##### Records provided

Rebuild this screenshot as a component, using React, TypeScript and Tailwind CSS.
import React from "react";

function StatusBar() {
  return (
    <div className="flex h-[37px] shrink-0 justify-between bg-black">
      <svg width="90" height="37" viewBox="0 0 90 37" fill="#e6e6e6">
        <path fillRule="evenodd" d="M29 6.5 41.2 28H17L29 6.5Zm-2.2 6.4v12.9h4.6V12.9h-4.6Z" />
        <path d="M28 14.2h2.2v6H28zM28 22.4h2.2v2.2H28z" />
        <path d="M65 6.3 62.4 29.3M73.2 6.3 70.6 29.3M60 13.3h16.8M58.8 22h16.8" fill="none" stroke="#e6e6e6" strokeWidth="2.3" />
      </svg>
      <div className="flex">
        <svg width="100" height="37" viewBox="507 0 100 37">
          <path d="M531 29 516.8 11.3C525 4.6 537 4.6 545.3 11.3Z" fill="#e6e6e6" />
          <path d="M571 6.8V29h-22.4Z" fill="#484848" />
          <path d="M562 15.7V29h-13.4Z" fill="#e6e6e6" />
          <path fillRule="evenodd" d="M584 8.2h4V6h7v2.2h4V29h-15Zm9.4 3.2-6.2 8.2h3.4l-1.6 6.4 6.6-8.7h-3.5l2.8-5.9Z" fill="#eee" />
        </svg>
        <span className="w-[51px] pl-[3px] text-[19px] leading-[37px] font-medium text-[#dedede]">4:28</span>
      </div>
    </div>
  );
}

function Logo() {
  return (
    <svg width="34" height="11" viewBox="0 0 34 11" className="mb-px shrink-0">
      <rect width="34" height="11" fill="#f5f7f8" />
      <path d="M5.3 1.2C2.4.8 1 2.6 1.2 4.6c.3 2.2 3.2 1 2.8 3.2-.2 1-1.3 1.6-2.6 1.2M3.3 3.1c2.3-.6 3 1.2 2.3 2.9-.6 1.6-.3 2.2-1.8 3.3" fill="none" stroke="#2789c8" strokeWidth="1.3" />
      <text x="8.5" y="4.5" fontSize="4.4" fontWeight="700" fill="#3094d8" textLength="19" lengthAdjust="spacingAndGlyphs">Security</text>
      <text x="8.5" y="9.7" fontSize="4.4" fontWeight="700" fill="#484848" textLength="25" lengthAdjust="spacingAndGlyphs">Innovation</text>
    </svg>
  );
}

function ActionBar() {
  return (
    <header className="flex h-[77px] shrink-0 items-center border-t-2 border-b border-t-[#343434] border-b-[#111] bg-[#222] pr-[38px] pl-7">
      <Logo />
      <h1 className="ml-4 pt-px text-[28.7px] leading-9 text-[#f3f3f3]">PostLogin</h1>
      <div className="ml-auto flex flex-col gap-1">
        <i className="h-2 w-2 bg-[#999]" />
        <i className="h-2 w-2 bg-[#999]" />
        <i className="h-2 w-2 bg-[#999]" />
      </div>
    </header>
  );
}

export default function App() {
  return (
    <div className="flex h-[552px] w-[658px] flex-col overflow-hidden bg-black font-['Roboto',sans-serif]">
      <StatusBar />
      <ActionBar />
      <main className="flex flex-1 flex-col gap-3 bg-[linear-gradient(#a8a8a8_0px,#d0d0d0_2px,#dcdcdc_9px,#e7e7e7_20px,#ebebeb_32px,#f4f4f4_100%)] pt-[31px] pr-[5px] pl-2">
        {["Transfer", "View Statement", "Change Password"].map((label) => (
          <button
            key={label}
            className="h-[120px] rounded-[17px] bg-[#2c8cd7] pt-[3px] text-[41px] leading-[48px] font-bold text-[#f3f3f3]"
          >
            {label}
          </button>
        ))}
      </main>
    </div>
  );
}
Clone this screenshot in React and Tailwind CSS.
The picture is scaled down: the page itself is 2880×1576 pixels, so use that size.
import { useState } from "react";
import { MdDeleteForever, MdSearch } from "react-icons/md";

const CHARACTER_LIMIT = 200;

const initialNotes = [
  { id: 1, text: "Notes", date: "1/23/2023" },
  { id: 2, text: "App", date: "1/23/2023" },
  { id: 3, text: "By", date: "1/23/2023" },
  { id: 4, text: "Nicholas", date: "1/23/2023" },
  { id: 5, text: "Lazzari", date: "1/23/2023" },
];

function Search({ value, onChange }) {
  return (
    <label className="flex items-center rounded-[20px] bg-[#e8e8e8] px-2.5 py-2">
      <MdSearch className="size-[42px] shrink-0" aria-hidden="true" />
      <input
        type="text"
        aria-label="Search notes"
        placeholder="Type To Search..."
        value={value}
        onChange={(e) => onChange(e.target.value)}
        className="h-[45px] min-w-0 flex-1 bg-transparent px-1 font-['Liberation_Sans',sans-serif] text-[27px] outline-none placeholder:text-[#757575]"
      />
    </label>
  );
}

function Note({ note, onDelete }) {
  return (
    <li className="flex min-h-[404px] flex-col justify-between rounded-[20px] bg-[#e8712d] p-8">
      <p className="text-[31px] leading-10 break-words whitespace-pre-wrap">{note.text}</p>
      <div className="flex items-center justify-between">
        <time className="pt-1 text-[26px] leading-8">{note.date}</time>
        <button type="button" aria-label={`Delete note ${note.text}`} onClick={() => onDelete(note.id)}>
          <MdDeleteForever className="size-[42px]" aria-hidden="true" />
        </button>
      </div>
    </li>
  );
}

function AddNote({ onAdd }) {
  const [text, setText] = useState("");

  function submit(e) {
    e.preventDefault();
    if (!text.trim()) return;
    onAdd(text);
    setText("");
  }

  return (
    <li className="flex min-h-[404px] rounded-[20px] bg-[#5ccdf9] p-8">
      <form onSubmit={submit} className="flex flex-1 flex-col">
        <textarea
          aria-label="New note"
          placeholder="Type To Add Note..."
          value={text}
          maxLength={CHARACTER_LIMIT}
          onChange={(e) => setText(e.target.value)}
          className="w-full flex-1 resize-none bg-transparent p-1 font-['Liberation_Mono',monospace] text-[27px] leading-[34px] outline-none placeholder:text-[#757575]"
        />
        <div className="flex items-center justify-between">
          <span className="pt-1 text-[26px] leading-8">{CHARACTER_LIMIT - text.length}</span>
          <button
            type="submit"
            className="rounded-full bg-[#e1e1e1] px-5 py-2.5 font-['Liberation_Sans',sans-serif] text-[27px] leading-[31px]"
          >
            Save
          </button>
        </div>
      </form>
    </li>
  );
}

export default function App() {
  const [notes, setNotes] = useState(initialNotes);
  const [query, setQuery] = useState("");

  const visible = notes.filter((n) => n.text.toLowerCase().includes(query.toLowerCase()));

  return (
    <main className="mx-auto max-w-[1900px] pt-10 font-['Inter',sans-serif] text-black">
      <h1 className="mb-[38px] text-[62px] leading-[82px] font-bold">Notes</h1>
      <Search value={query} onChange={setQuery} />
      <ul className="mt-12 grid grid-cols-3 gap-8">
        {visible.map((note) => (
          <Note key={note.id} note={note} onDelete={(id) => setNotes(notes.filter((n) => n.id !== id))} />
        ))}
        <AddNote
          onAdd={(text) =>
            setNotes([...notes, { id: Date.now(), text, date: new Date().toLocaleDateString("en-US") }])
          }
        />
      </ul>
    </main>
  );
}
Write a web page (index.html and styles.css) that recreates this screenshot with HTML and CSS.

##########

▶ **Exercise description**
Beginning at the top of the data, please return every line until and including the line containing "import React from", copied exactly, and nothing past it.

▶ **Answer to this problem**
Rebuild this screenshot as a component, using React, TypeScript and Tailwind CSS.
import React from "react";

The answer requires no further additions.